大屋根を支える部材や軒、ひさしに都城、諸塚産のスギ材が使用される新国立競技場の外観イメージ(大成建設・梓設計・隈研吾建築都市設計事務所JV作成・JSC提供)
2020年東京五輪・パラリンピックのメインスタジアムとして建設が進む新国立競技場(東京都新宿区)の大屋根や外周を囲む軒とひさしに、都城市と諸塚村産のスギ材が使用されることが14日、複数の関係者への取材で分かった。両市村とも森林認証林から伐採した木材を既に納入している。県産材を介して本県が五輪とつながる契機になることから、関係者は「歴史的な国家プロジェクトに宮崎の山が関わっているのは大きな誇り。宮崎の良質な木材をPRする絶好の機会」と喜んでいる。

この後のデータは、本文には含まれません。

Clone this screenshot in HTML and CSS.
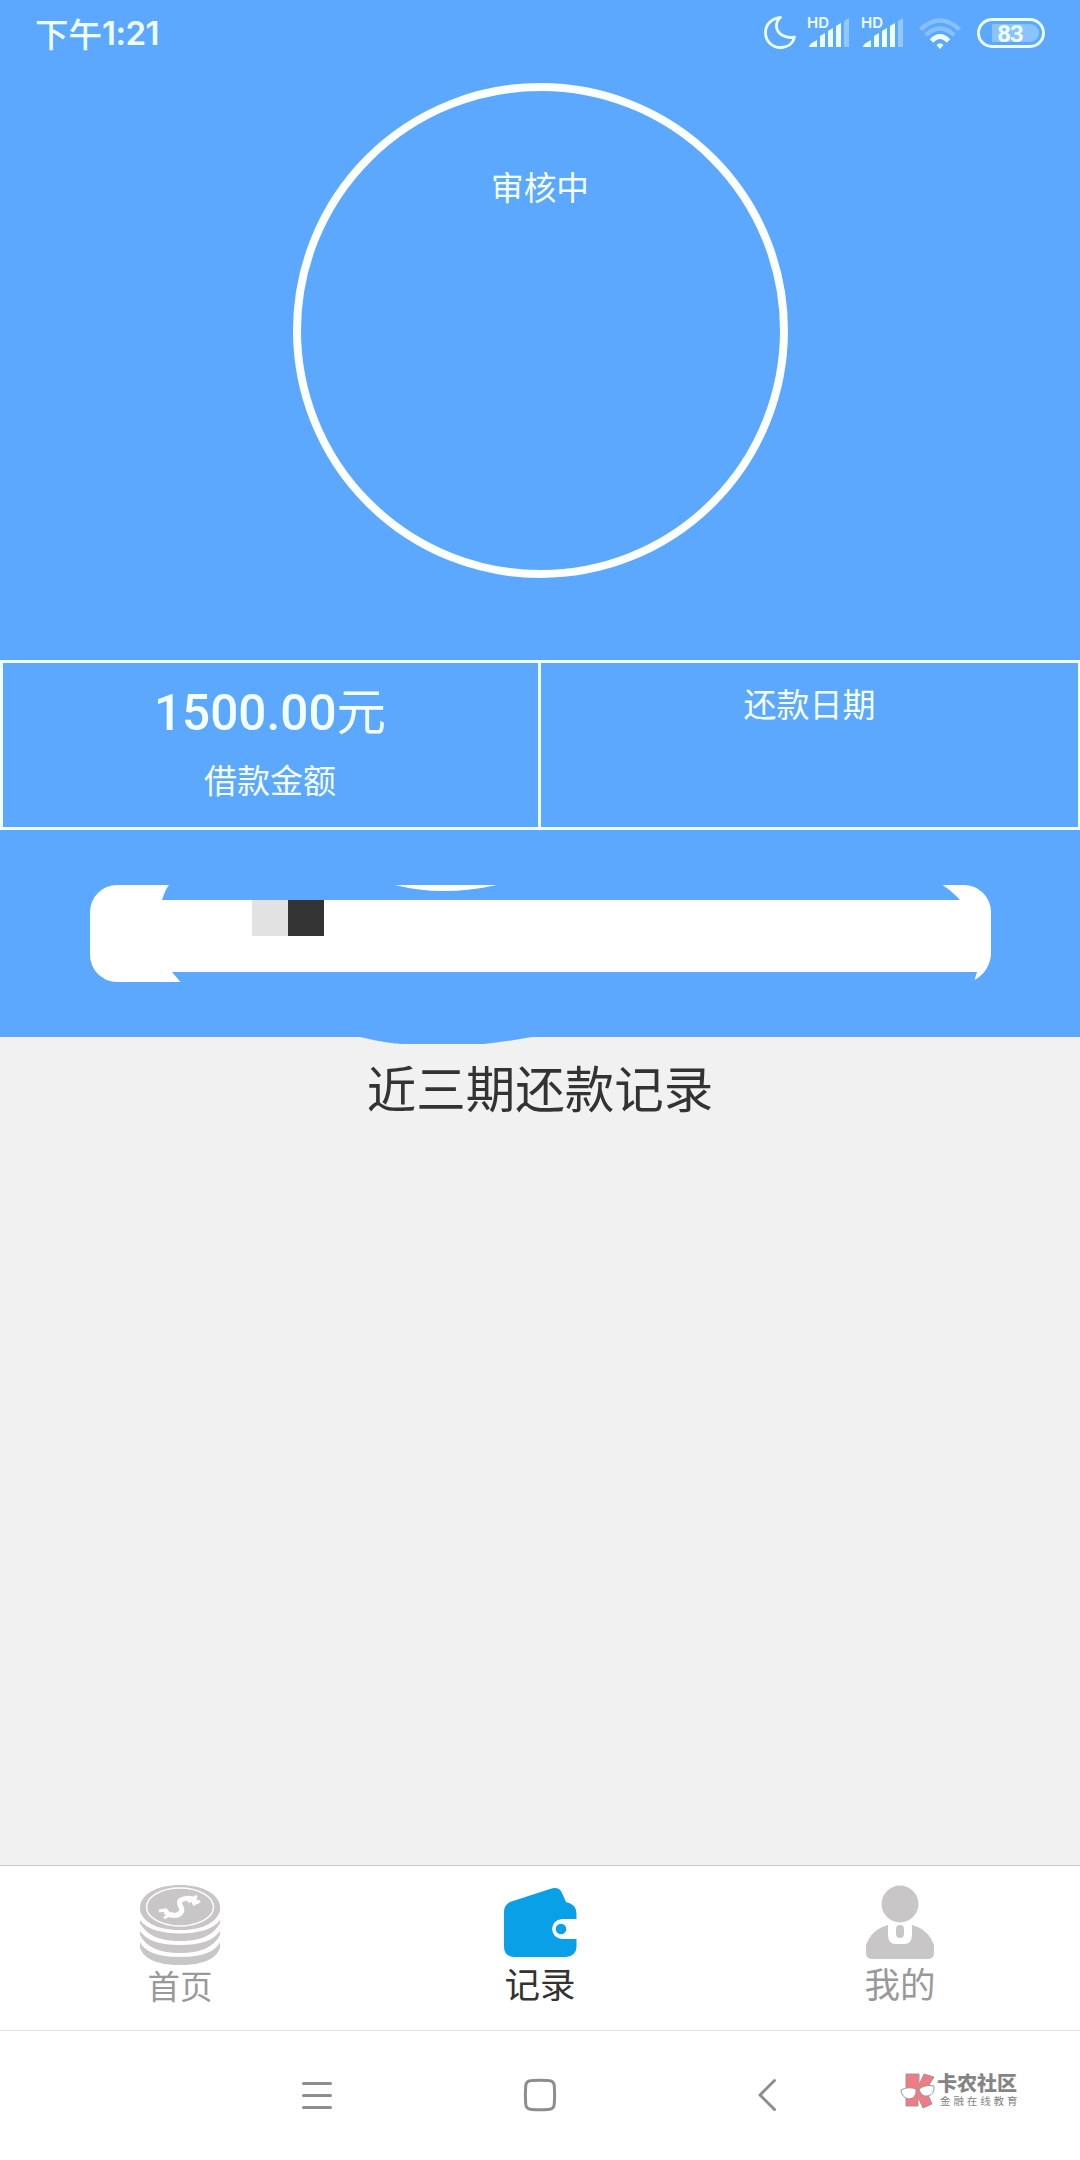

商社から県を通じて木材調達の依頼があった都城市では、国内の森林認証(SGEC)を取得している市有林1・3ヘクタールを昨年10月に伐採。その中からさらに良質な丸太を選び出し、25立方メートル相当のラミナ(集成材の部材)に加工して今年2月までに納入した。木材はさらに加工され、競技場の象徴となっている観客席を覆う大屋根を支える部材になる。
同村でも同様の部材となる木材40立方メートルのほか、軒やひさしに使われる木材約3立方メートルを4月までに出荷した。国際森林認証(FSC)を取得した山から切り出した。木材は全国各地から調達されることになっている。
県や両市村は宮崎日日新聞の取材に対し、「契約関係で守秘義務が定められ、詳細についてはコメントできない」と説明した。
東京五輪の関連施設では、選手村「ビレッジプラザ」(中央区)の木造化に伴い、県が約100立方メートルの部材を提供する。県営林のほか、都城、日向、小林市、美郷町、諸塚村の5市町村から認証材を調達する流れ。また、県とは別に施設の平屋1棟分の木材を供給する日南市では12月から、認証を取得した市有林を伐採する予定。
同市水産林政課は「東京五輪の歴史に飫肥スギの名を刻み、情報発信していきたい」と話している。